Somehow, though, he never left San Diego.

There, he caught concerts by Hendrix, Janis Joplin and the Doors.

“All these dead people,” he said.

Farther down on the unending list of rock stars gone before their time is Slipknot’s own Paul Gray, who was found dead of an overdose of fentanyl and morphine in May 2010 in a room at the TownePlace Suites in Urbandale.

He was 38.

Gray had just asked Gordon Thomson to fix some of his legendary barbecue ribs the next time the band was back home.

“I never saw him again,” Thomson said.

Thomson said he’s never worried about his own son being tempted into the darker corners of the music business.

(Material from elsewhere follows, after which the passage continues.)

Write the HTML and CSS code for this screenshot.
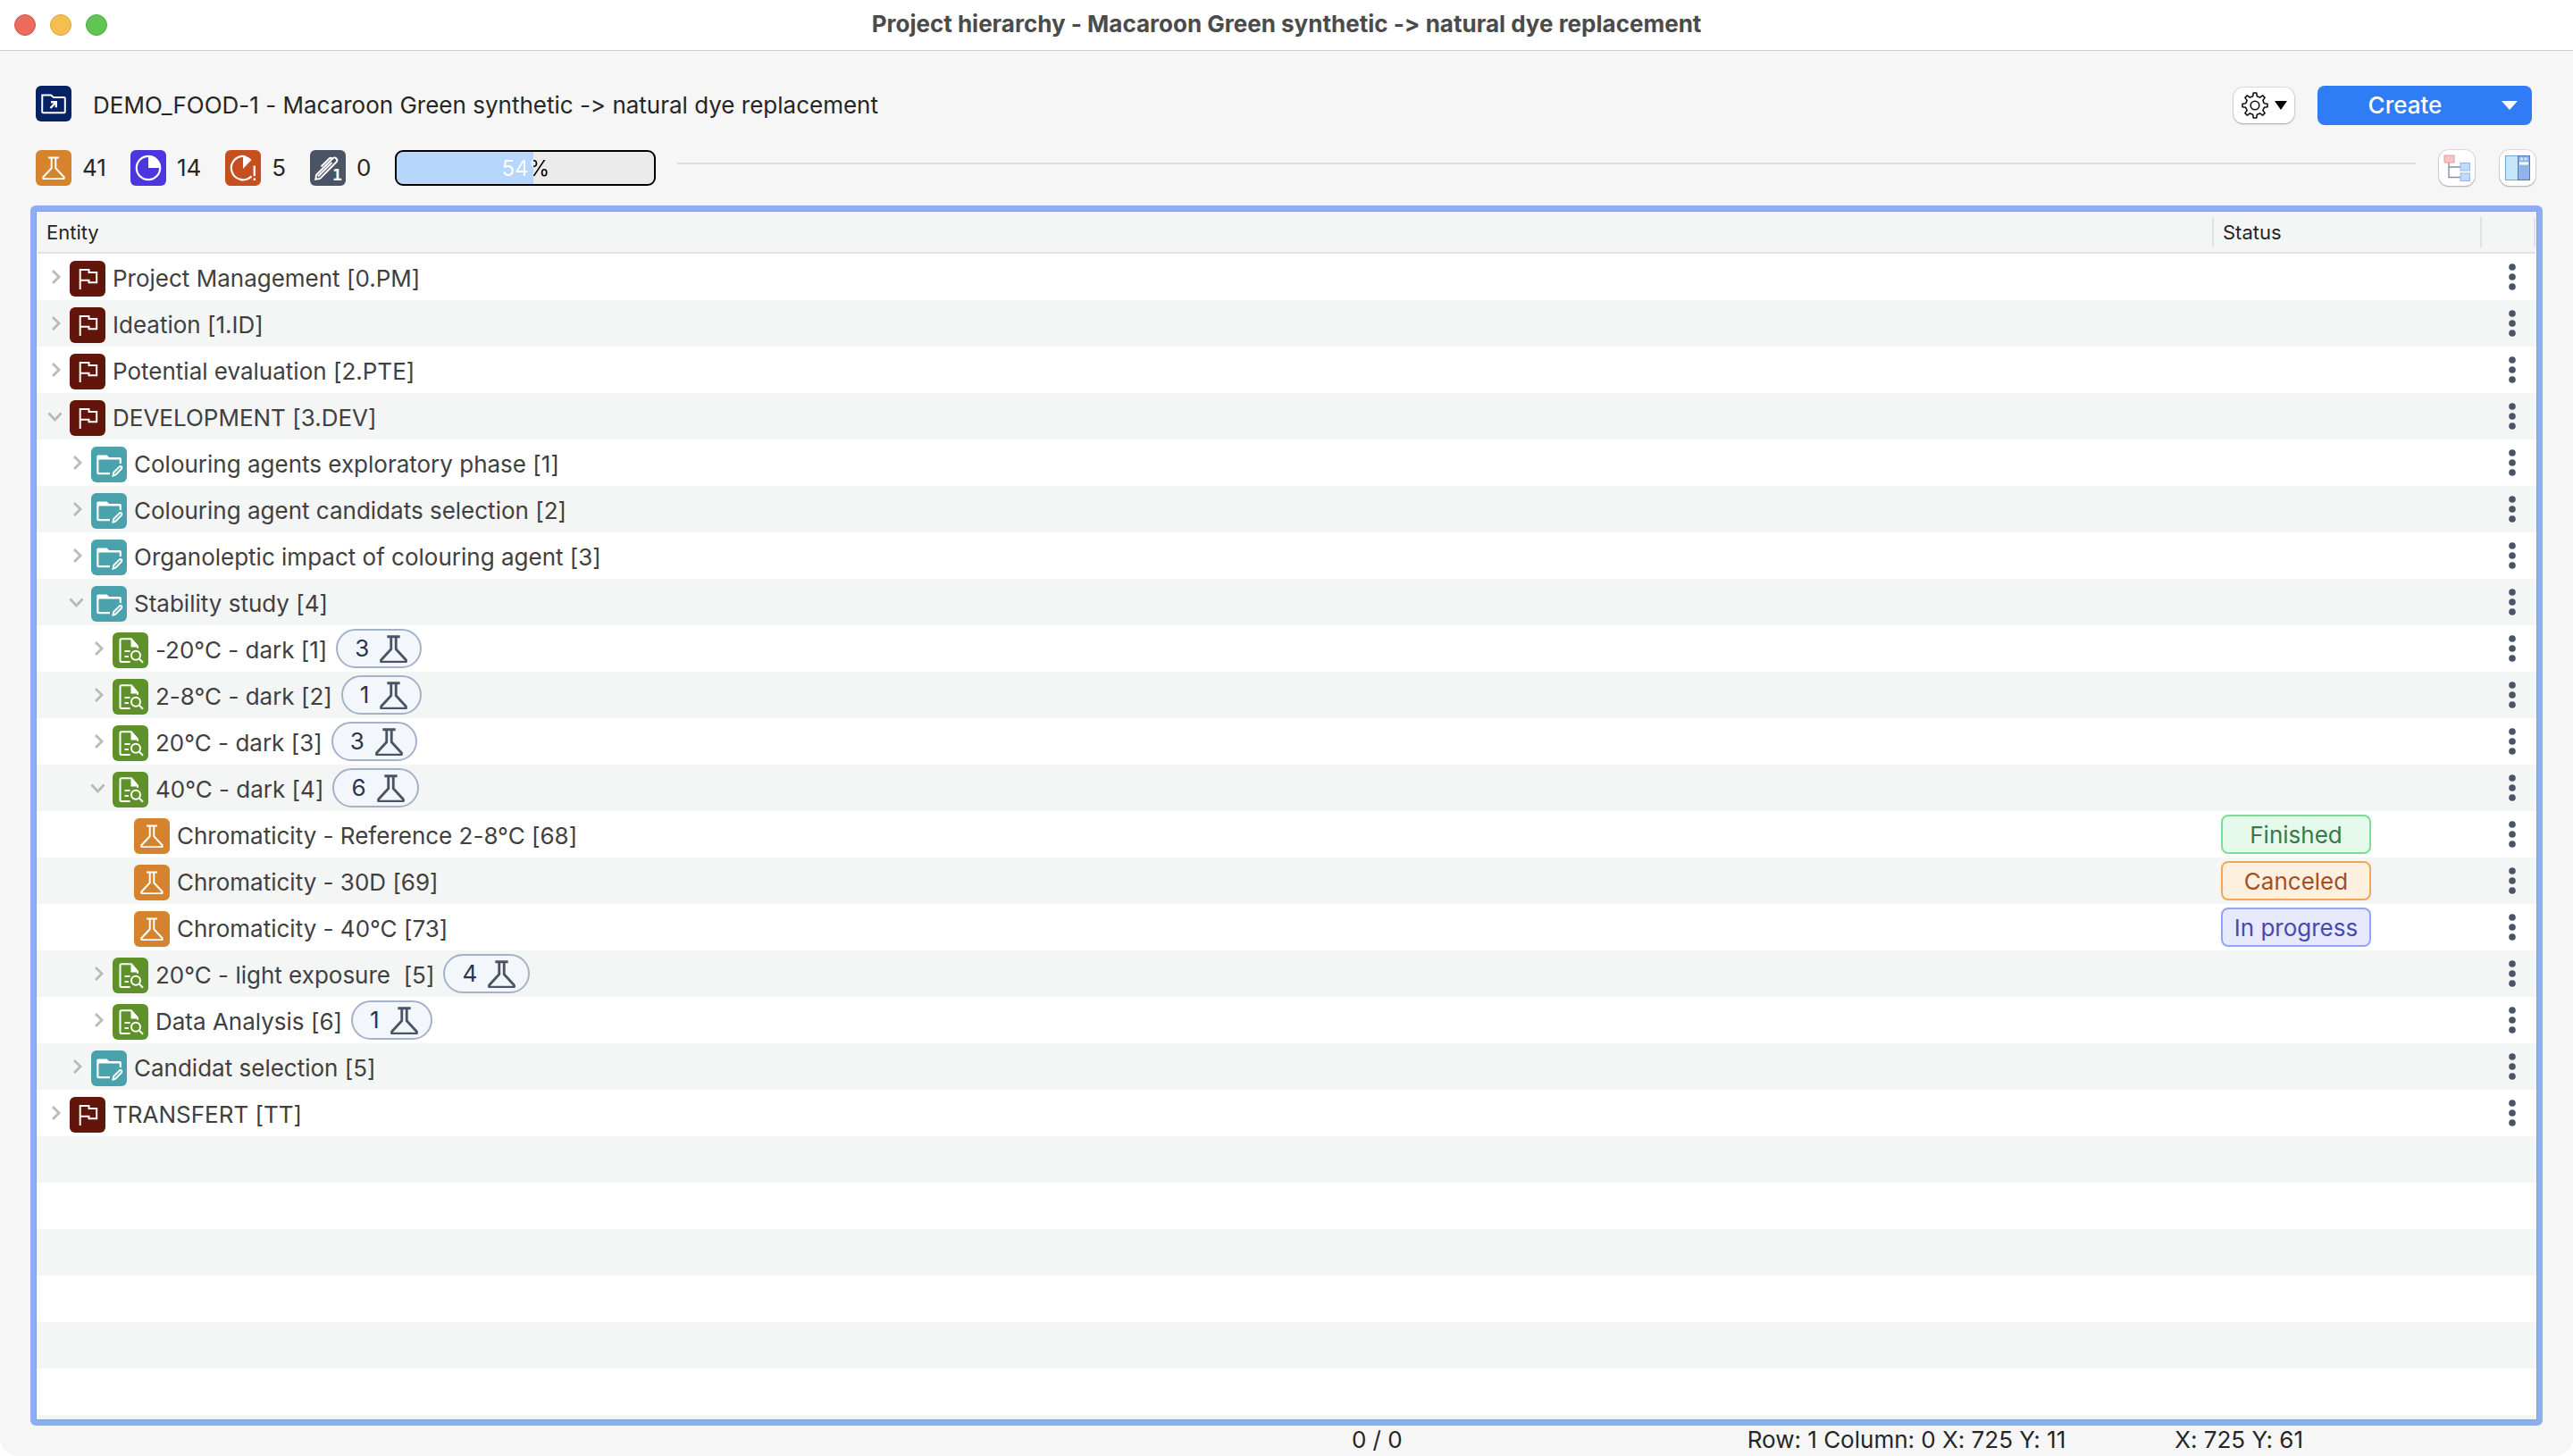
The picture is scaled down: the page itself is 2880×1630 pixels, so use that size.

“I know my son,” Thomson said. “He’s never even held a lit cigarette in his hand.”

“He’s pretty much the same guy,” Thomson added, “except he doesn’t have to worry about paying his bills.”

On the contrary, it would seem Mick is more worried about his dad.

“I’m obviously on the downside of life,” Gordon Thomson wryly explained, noting that he has COPD and congestive heart failure, not to mention hepatitis C in remission.

“I tell him if you want to have good memories of your dad, get busy.”

That’s easier said than done, though, as Slipknot travels the world and builds its brand, which includes a clothing line and, since 2012, the Knotfest music festival.

“Knotfest Mexico” is set for Oct. 15-16, while “Knotfest Japan” is scheduled for Nov. 5-6.

Adding to Slipknot’s mystique early on was the fact that the nine masked members opted to be identified only by numbers zero through eight.

It suddenly becomes a lot less spooky, though, when one of their dads reveals how his son ended up as “Seven.”

“Mickey Mantle was my favorite baseball player,” Thomson said.

In fact, Mick Thomson’s given name, Mickael, is itself a tribute to The Mick, the Yankees Hall of Famer who wore No. 7 on his back.

“I didn’t want people to call him Mike. I wanted him to be Mick,” Gordon Thomson said.

Thomson at times is surprised Slipknot has lasted this long, observing that the band’s fan base is so heavily comprised of young people ages 13 to 20.

“It’s amazing they let someone who’s 40-something represent them,” Thomson said. 

“Then again,” he added, “look at the Rolling Stones.”

One thing is for certain — Slipknot has turned the tables on the notion that being a multiplatinum rock band means abandoning a place like Des Moines, Iowa.

Slipknot even recorded their fourth album, 2008’s “All Hope is Gone,” at Sound Farm Studio in Jamaica.

As in Jamaica, Iowa, the little town right down the road from us here in Greene County.

The album debuted at No. 1 on the Billboard chart.

“He knows you can’t get the same quality of life as you can get in Iowa,” Thomson said of his son.

Plus, Gordon Thomson needs to be close to his eldest son, if for no other reason than the Mercedes has a cloudy headlight lens right now — and Mick has a big buffer that can take care of it.

“He’s my son. He’s not Mick Thomson, rock star,” Gordon Thomson said. “I give him a dose of reality when he’s around.”